By iterating through three-to-four scenarios, you can pinpoint the exact credit-score jump needed to break even, then set a realistic target for improvement.
Frequently Asked Questions
Q: What credit score do I need for an FHA loan?
A: The baseline score for a 3.5% down-payment FHA loan is 620. Scores between 580-619 qualify with a 3% down payment, and scores 500-579 can still get an FHA loan if they can cover a 10% down payment. The lower the score, the higher the required down payment and the higher the mortgage-insurance premium.
Q: How does a conventional loan differ from an FHA loan?
A: Conventional loans are private-sector mortgages without government insurance, so lenders rely more heavily on the borrower’s credit score and down payment. They typically require a minimum score of 660 for a 5% down payment and offer lower overall costs when the borrower has a strong credit profile, while FHA loans accept lower scores but add an upfront and annual mortgage-insurance premium.
Q: Can I refinance an FHA loan into a conventional loan?
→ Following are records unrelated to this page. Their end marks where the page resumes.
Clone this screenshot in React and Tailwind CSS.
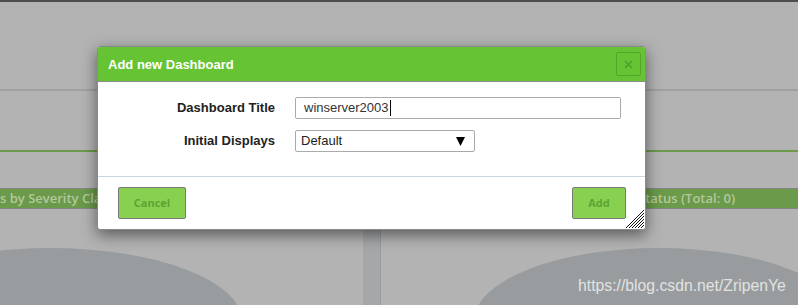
import React from 'react';

const sans = { fontFamily: '"Liberation Sans", Arial, sans-serif' };
const soft = { fontFamily: '"Open Sans", Lato, sans-serif' };

function PanelHeader({ children, className = '' }) {
  return (
    <div
      className={`h-[21px] border-y border-[#868686] bg-[#6a9a4a] text-[13px] font-semibold leading-[19px] text-[#b5c89c] whitespace-nowrap overflow-hidden ${className}`}
      style={soft}
    >
      {children}
    </div>
  );
}

function Pie({ width, cx, rx }) {
  return (
    <svg width={width} height="97" className="block">
      <ellipse cx={cx} cy="112" rx={rx} ry="73" fill="#989c9e" />
    </svg>
  );
}

function ResizeGrip() {
  return (
    <svg width="20" height="20" viewBox="0 0 20 20" className="absolute right-[1px] bottom-[1px]">
      {[2, 5, 8, 11, 14, 17].map(i => (
        <line key={i} x1={i} y1="20" x2="20" y2={i} stroke="#111" strokeWidth="1" />
      ))}
    </svg>
  );
}

export default function App() {
  return (
    <div className="relative w-[798px] h-[305px] overflow-hidden bg-[#b3b3b3]">
      {/* page behind the modal */}
      <div className="h-[2px] bg-[#4d4d4d]" />
      <div className="h-[87px]" />
      <div className="h-[2px] bg-[#a0a0a0]" />
      <div className="h-[59px]" />
      <div className="h-[2px] bg-[#6a9a4a]" />
      <div className="h-[36px]" />
      <div className="flex">
        <div className="w-[363px]">
          <PanelHeader>s by Severity Class</PanelHeader>
          <Pie width={363} cx={50} rx={192} />
        </div>
        <div className="w-[17px] bg-[#a5a7a8]" />
        <div className="w-px bg-[#9a9c9d]" />
        <div className="flex-1">
          <PanelHeader className="pl-[257px]">Status (Total: 0)</PanelHeader>
          <Pie width={417} cx={278} rx={185} />
        </div>
      </div>

      {/* modal */}
      <div
        className="absolute left-[97px] top-[46px] w-[549px] rounded-[3px] border border-[#8a8a8a] bg-white shadow-[0_5px_15px_rgba(0,0,0,0.5)]"
        style={sans}
      >
        <div className="flex h-[35px] items-center justify-between border-b border-[#8a8a8a] bg-[#66c333] pl-[10px] pr-[4px] rounded-t-[2px]">
          <span className="pt-[1px] text-[13px] font-bold text-white">Add new Dashboard</span>
          <button className="flex h-[24px] w-[25px] items-center justify-center rounded-[2px] border border-[#53a52b]">
            <svg width="9" height="9" viewBox="0 0 9 9">
              <path d="M1 1L8 8M8 1L1 8" stroke="#4c9a2a" strokeWidth="1.3" />
            </svg>
          </button>
        </div>

        <div className="grid grid-cols-[177px_1fr] items-center gap-x-[20px] gap-y-[11px] pt-[15px] pb-[24px] text-[13px]">
          <label className="text-right font-bold text-[#222]">Dashboard Title</label>
          <div className="flex h-[22px] w-[326px] items-center rounded-[2px] border border-[#aaa] pl-[8px] text-[#333]">
            winserver2003
            <span className="ml-px h-[16px] w-px bg-black" />
          </div>
          <label className="text-right font-bold text-[#222]">Initial Displays</label>
          <div className="flex h-[22px] w-[180px] items-center justify-between rounded-[2px] border border-[#aaa] pl-[5px] pr-[9px] text-[#222]">
            <span>Default</span>
            <svg width="9" height="9" viewBox="0 0 9 9">
              <path d="M0 0H9L4.5 9Z" fill="#000" />
            </svg>
          </div>
        </div>

        <div className="relative flex justify-between border-t border-[#c9d6df] pt-[10px] pb-[10px] pl-[20px] pr-[19px]">
          <button
            className="h-[32px] w-[68px] rounded-[2px] border border-[#7a7a7a] bg-[#88d150] text-[11px] font-bold text-[#5aa434]"
            style={soft}
          >
            Cancel
          </button>
          <button
            className="h-[32px] w-[54px] rounded-[2px] border border-[#7a7a7a] bg-[#88d150] text-[11px] font-bold text-[#5aa434]"
            style={soft}
          >
            Add
          </button>
          <ResizeGrip />
        </div>
      </div>

      {/* watermark */}
      <div
        className="absolute left-[578px] top-[278px] text-[15.75px] leading-none text-[#ececec]/90 whitespace-nowrap"
        style={sans}
      >
        https://blog.csdn.net/ZripenYe
      </div>
    </div>
  );
}
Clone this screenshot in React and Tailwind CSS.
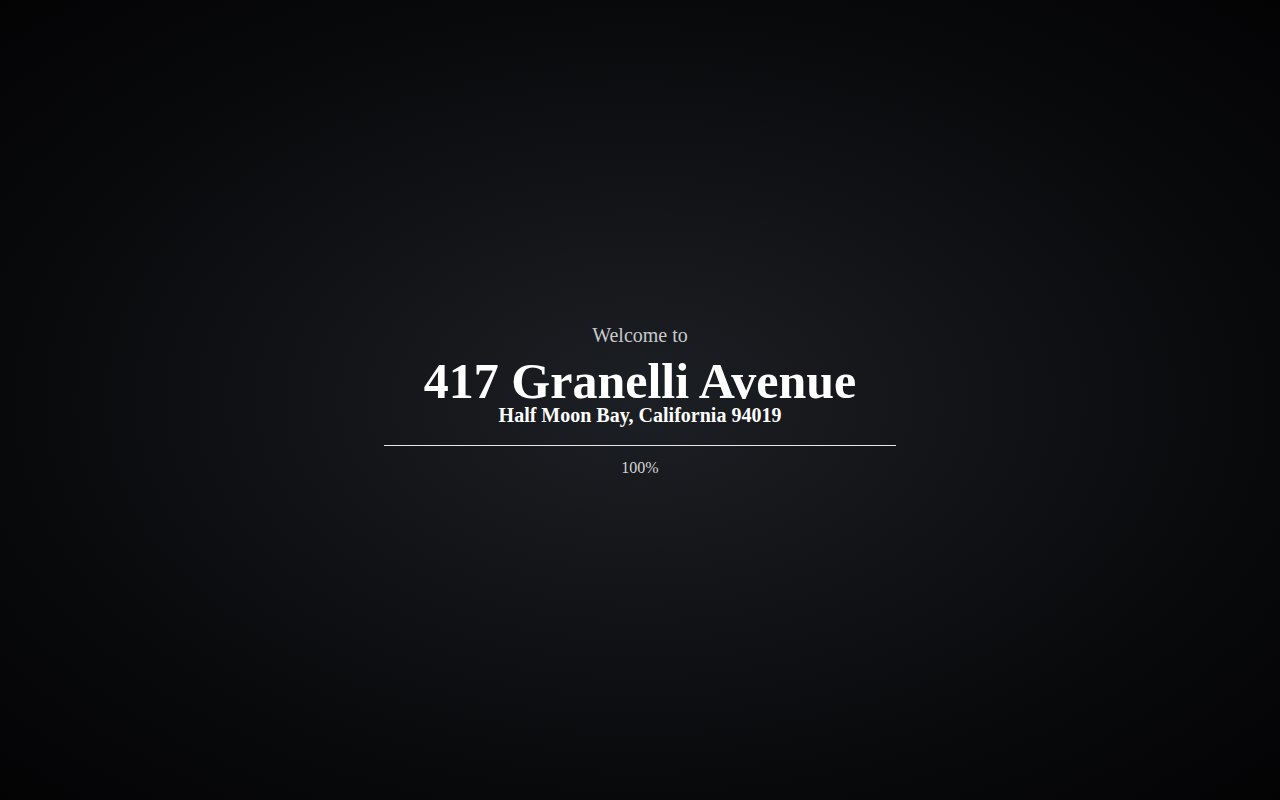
import React from 'react'

const App = () => {
  return (
    <div
      className="w-full h-screen flex flex-col items-center justify-center bg-[radial-gradient(ellipse_at_center,#1c1f23_0%,#15171b_25%,#101215_40%,#08090b_70%,#030304_100%)]"
      style={{ fontFamily: '"Liberation Serif", "Times New Roman", serif' }}
    >
      <div className="flex flex-col items-center w-[512px] mt-[2px]">
        <p className="text-[20px] leading-[23px] text-[#c9cacc]">Welcome to</p>
        <h1 className="mt-[11px] text-[50px] leading-[46px] font-bold text-white">
          417 Granelli Avenue
        </h1>
        <h2 className="text-[20px] leading-[22px] font-bold text-white">
          Half Moon Bay, California 94019
        </h2>
        <div className="w-full h-px bg-[#e6e6e6] mt-[19px]"></div>
        <p className="mt-[12px] text-[16px] leading-[20px] text-[#d4d5d7]">100%</p>
      </div>
    </div>
  )
}

export default App
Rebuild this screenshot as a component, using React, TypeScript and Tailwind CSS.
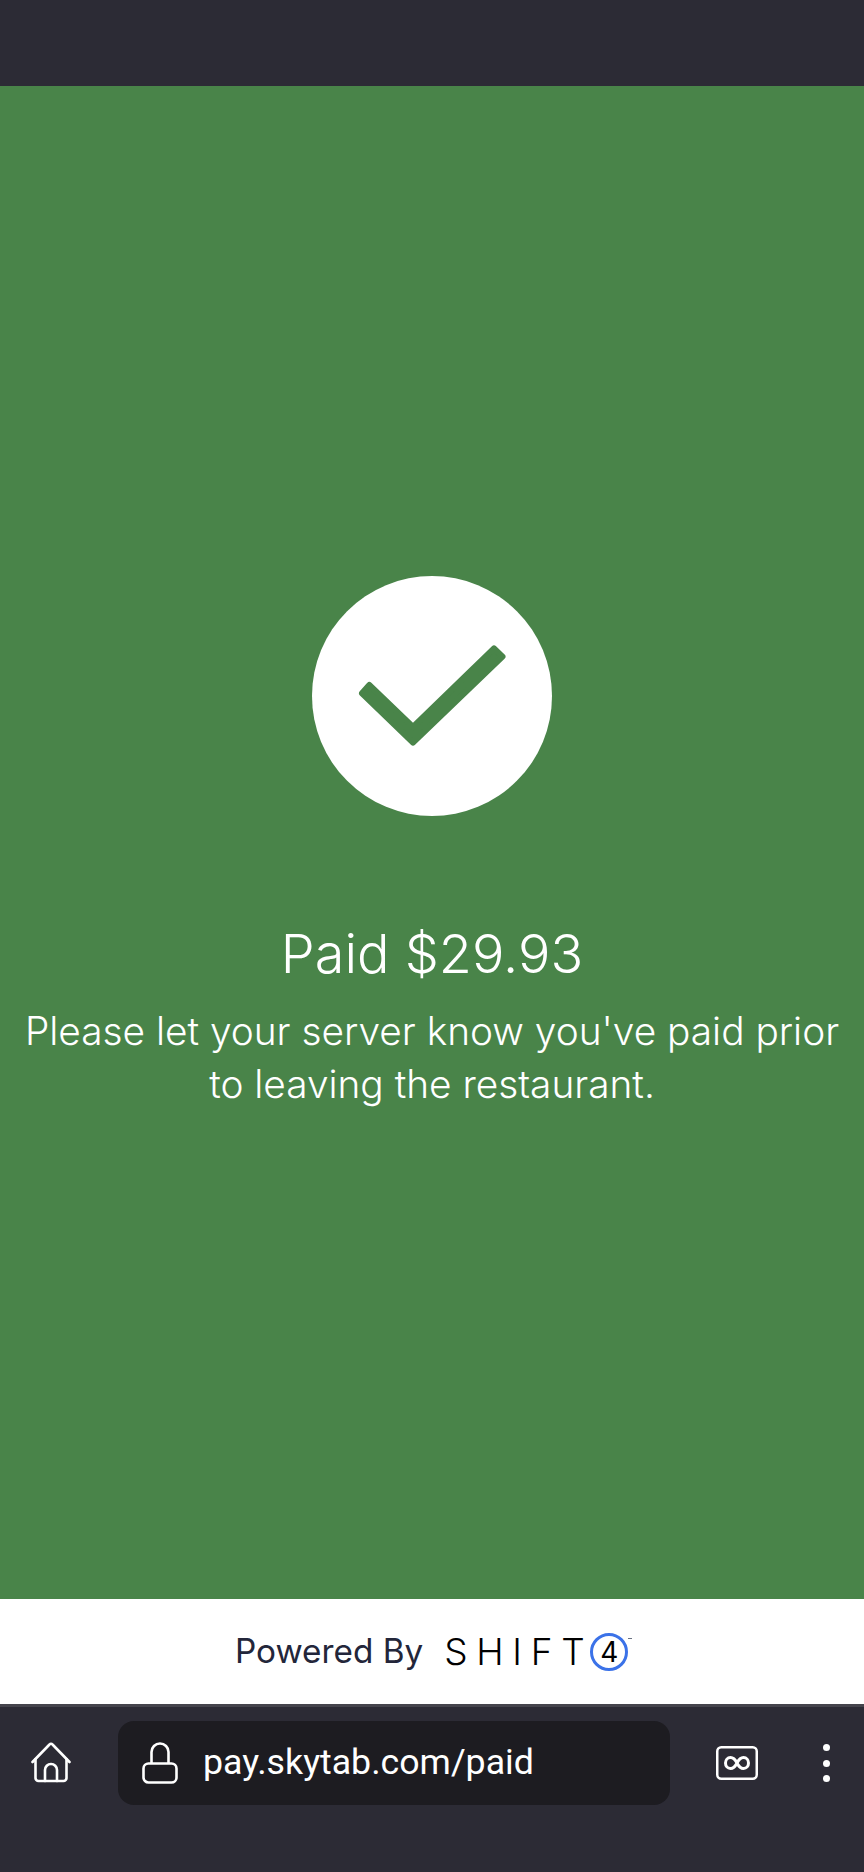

A: Yes, many borrowers refinance from FHA to conventional once their credit score rises above 660 and they have built enough equity. This switch eliminates the ongoing FHA mortgage-insurance premium, often reducing the monthly payment and total interest over the life of the loan.
Q: How much does mortgage insurance cost on an FHA loan?
A: FHA loans charge an upfront mortgage-insurance premium (UFMIP) of 1.75% of the loan amount, plus an annual premium that typically ranges from 0.45% to 0.85% of the loan balance, divided into monthly installments. The exact rate depends on the loan-to-value ratio and the borrower’s credit score.
Q: What credit score should I aim for to get the best conventional rate?
A: A score of 740 or higher places you in the “prime” tier, where lenders typically offer the lowest rates - often under 3.5% for a 30-year fixed loan in 2024. Scores between 700-739 still qualify for competitive rates, while anything below 660 may see a noticeable rate bump and higher loan-level price adjustments.